Dr Michael Bassett

Dr Michael Bassett

< Columns

Press Accuracy

26/04/2005


Friends sometimes call me a pedant. They're probably right. I try to be accurate with my facts, and am constantly amazed at mistakes in newspapers. The New Zealand Herald has a Corrections and Clarifications column. Compulsive reading for pedants, it itemises some of the daily errors. Maybe the problem is I'm getting older while the reporters appear to get younger. These days there seems to be a huge knowledge deficiency amongst many journalists. Last year I had a ring from a young reporter wanting some background for a story. I explained what the law had been under Robert Muldoon, and why it had been changed. There was a pause, then she asked me "Who was Muldoon?" I gasped, then gave a brief history lesson. Ten days ago I was rung by a reporter preparing an article on the Marae Digi Poll showing the Maori Party ahead in most Maori electorates. It indicated, she suggested, that Labour's life-long grip on the Maori seats was in danger. It was a revelation to her to be told that as recently as 1996 all the Maori seats had departed Labour, albeit for one election only. "Gee, thanks for that," she replied. Oh deary me.

The second example of reportorial ignorance is less excusable than the first. I can't imagine how any editor could have someone reporting on Maori politics who knew so little. The ignorance about Muldoon is more easily explained. People over 40 will recall him casting a long shadow over this country. They might remember 14 July 1984 when the largest turnout of voters ever seen battled to polling booths in teeming rain to defeat him. However, today's political reporters will probably only recollect Muldoon as a declining irritant on the body politic. A few will recall his funeral in 1992. There hasn't been a great deal written about him lately.

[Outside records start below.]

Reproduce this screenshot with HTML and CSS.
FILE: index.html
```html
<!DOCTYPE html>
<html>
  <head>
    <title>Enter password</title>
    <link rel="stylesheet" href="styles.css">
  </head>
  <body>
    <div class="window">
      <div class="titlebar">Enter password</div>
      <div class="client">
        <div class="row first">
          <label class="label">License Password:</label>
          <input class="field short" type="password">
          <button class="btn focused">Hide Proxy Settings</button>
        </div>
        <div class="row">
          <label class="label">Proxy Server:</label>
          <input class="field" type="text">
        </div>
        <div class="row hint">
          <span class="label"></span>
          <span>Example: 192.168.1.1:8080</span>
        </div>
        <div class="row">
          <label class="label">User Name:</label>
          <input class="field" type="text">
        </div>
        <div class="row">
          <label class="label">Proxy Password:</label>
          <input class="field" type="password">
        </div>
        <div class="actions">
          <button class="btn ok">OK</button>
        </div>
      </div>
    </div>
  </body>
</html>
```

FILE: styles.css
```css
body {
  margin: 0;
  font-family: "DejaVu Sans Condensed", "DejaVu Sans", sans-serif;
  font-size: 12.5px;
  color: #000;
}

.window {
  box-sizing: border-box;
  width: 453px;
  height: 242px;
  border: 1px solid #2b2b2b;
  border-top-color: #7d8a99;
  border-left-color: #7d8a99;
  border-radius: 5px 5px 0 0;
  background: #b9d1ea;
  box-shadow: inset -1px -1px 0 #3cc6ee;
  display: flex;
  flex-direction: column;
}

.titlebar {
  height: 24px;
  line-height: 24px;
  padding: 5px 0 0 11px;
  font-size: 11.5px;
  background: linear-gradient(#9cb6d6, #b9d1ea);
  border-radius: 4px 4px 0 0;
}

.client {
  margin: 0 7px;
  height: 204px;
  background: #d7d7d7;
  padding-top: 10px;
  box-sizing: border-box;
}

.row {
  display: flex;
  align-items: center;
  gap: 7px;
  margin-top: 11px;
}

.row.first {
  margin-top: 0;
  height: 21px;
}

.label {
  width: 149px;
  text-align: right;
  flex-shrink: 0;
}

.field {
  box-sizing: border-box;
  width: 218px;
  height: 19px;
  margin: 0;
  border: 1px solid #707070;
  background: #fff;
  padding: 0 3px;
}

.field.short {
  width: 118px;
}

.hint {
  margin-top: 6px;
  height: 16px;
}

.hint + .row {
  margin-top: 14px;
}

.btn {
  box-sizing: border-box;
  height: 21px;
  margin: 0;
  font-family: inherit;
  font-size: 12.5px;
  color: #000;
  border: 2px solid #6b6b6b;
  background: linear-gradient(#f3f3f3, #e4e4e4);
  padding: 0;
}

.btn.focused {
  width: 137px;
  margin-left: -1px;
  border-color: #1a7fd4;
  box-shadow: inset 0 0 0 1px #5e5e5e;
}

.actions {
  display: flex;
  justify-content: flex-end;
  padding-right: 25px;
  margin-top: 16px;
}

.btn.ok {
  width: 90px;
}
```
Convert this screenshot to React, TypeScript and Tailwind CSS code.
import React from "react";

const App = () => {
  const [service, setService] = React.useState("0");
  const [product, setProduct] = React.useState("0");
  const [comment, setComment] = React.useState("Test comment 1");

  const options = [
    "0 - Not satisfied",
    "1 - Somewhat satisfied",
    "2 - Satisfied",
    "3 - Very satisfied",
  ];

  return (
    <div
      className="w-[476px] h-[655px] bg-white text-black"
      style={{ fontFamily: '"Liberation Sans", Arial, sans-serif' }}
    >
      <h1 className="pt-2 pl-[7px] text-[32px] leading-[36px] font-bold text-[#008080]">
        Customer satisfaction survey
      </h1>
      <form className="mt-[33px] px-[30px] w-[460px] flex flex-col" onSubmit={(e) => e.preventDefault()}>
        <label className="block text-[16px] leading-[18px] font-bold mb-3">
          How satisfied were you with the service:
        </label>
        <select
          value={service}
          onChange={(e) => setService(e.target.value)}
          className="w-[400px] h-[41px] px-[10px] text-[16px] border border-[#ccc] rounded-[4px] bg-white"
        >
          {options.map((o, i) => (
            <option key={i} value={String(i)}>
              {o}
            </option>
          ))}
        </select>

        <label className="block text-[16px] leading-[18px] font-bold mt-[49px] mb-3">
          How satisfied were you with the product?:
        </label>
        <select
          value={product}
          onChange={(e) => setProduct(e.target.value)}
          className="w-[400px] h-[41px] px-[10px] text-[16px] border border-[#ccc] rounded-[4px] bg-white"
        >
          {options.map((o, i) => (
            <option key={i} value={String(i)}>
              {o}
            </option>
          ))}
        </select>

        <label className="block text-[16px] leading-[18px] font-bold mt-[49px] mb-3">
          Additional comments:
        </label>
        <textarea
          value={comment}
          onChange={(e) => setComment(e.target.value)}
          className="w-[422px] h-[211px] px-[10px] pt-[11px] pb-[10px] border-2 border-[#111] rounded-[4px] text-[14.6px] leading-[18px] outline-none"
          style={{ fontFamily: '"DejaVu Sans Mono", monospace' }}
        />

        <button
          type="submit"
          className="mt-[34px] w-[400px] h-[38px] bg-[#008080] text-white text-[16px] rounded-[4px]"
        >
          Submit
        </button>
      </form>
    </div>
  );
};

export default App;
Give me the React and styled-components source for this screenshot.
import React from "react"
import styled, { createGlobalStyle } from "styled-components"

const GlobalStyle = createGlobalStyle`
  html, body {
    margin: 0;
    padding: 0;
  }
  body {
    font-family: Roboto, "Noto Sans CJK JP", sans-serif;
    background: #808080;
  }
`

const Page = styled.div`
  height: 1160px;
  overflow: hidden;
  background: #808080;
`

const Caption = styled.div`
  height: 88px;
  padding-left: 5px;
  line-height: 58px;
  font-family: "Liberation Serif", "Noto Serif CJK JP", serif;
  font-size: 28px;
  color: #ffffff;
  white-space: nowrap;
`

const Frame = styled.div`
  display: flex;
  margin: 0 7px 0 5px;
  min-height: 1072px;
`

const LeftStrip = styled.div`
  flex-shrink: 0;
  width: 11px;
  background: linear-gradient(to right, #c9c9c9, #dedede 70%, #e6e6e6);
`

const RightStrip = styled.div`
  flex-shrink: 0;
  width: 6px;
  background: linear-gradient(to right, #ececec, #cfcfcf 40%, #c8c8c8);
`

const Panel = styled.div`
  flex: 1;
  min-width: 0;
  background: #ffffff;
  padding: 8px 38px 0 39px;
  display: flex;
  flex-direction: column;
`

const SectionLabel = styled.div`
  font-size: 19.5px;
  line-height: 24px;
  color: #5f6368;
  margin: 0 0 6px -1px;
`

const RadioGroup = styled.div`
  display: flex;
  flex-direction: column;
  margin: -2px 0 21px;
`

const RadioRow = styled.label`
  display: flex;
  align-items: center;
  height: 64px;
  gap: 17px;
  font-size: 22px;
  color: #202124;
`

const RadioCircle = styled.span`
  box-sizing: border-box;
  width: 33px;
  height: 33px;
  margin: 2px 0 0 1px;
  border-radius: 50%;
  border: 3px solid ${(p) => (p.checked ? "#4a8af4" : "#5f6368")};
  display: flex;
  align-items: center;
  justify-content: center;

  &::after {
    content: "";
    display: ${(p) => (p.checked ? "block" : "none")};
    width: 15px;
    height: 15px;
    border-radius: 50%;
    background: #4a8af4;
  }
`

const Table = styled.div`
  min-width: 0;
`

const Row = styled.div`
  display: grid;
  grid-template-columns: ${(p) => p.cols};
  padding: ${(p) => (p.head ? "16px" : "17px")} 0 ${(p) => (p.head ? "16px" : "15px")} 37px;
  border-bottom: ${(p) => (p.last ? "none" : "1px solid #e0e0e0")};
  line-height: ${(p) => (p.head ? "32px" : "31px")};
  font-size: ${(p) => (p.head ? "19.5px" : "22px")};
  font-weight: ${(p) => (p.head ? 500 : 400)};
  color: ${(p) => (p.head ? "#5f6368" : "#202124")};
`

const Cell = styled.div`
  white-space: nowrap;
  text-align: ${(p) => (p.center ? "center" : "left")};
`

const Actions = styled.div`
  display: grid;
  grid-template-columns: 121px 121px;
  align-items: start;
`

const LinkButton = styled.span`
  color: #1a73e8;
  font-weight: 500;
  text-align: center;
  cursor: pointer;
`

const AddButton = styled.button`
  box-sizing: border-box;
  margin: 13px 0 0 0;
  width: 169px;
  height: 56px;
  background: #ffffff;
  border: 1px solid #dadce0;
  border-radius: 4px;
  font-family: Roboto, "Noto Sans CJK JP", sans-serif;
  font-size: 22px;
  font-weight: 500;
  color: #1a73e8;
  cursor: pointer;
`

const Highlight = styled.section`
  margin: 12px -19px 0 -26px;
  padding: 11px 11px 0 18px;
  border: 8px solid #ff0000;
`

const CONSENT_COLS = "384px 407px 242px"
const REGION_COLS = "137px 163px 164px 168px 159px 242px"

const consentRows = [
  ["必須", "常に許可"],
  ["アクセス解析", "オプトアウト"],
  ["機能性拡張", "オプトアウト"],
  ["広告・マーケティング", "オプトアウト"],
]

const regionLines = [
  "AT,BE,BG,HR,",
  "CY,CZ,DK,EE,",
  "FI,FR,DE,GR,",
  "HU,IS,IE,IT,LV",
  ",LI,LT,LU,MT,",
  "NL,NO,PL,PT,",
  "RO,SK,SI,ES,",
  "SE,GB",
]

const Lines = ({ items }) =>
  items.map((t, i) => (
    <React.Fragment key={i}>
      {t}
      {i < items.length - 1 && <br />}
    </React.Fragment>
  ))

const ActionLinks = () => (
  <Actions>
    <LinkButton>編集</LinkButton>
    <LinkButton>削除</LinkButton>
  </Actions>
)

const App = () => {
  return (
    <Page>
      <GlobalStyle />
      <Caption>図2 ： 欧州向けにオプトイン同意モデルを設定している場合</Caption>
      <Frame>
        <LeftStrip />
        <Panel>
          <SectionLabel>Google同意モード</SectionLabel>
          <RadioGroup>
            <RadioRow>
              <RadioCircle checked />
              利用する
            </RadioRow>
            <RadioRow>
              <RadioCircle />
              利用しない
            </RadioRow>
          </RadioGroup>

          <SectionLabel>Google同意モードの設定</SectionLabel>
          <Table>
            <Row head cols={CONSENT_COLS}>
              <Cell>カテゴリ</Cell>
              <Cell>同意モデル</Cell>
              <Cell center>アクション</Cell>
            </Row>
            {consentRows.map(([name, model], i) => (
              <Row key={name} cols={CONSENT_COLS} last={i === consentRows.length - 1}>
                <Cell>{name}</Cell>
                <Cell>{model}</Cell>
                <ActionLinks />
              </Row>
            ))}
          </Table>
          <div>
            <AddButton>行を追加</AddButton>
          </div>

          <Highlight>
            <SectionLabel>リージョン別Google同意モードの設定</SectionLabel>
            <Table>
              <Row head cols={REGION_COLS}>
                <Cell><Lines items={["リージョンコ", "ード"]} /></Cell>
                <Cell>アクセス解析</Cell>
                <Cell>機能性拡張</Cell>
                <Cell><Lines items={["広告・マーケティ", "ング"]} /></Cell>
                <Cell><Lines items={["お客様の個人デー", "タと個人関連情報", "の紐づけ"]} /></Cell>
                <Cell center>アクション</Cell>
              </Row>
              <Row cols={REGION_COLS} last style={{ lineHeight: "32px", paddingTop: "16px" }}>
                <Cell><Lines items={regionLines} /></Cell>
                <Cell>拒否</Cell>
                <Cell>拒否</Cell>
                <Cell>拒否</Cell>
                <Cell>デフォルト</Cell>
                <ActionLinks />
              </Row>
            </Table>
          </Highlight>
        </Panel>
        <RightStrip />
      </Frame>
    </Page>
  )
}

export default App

What this seems to indicate is that training for cub reporters needs to concentrate more on recent history so that they can understand the background to the news they cover. This is essential if we are going to have to endure the trend towards editorialising in the reporting of what is meant to be news. During my historical research I have read papers from every year of the twentieth century. Political reporters used to be somewhat older than today's equivalent. They'd seen it before and were less judgemental. They actually reported what happened. The reader decided. Recently reporters seem to be both younger and more opinionated.

Most worrying is the occasional piece of news creation. For example the woeful way in which the Sunday Star Times was led astray last November over claims about the SIS spying on Maori. Following Mr Justice Neazor's inquiry, Cate Brett, the editor of the paper, made a very gracious apology for misleading readers. However, as Jim Tully of Canterbury University's school of journalism noted, there were bits missing from the apology. The paper clearly went to print with a story that hadn't been properly checked. Having read Justice Neazor's lengthy finding, I think the problem went deeper. What seems to have occurred is that Anthony Hubbard, a Sunday Star-Times journalist with a propensity for plot theories, contacted Nicky Hager whose life has been devoted to them. Together they appear to have set off on a frolic, interviewing sources that no serious journalist would touch with a barge pole, hoping to substantiate their theories. Hubbard travelled to Hong Kong, Beijing and Shenzhen in search of a straw man. Surely the editor should have realised that no reliable confirmation was likely? Justice Neazor's account of dealing with that so-called informant is laugh-out-loud stuff.

Ignorance can be rectified if there is a will to inquire. But crusades to prove something will always damage a paper's reputation. In a memorable dressing- down by an Auckland editor of a young journalist who was trying to stir up the Bastion Point protest in 1977, the reporter was told that his job was to report the news, not to create it. Justice Neazor's report is a wake-up call for all editors and journalists. Along with the media's rights come huge responsibilities. Accuracy matters. I suggest it should be the number one requirement of journalists. Reporting, rather than editorialising, is number two. If this necessitates upgrading journalism courses in the public interest, then so be it. A bit more pedantry might lift the media's credibility.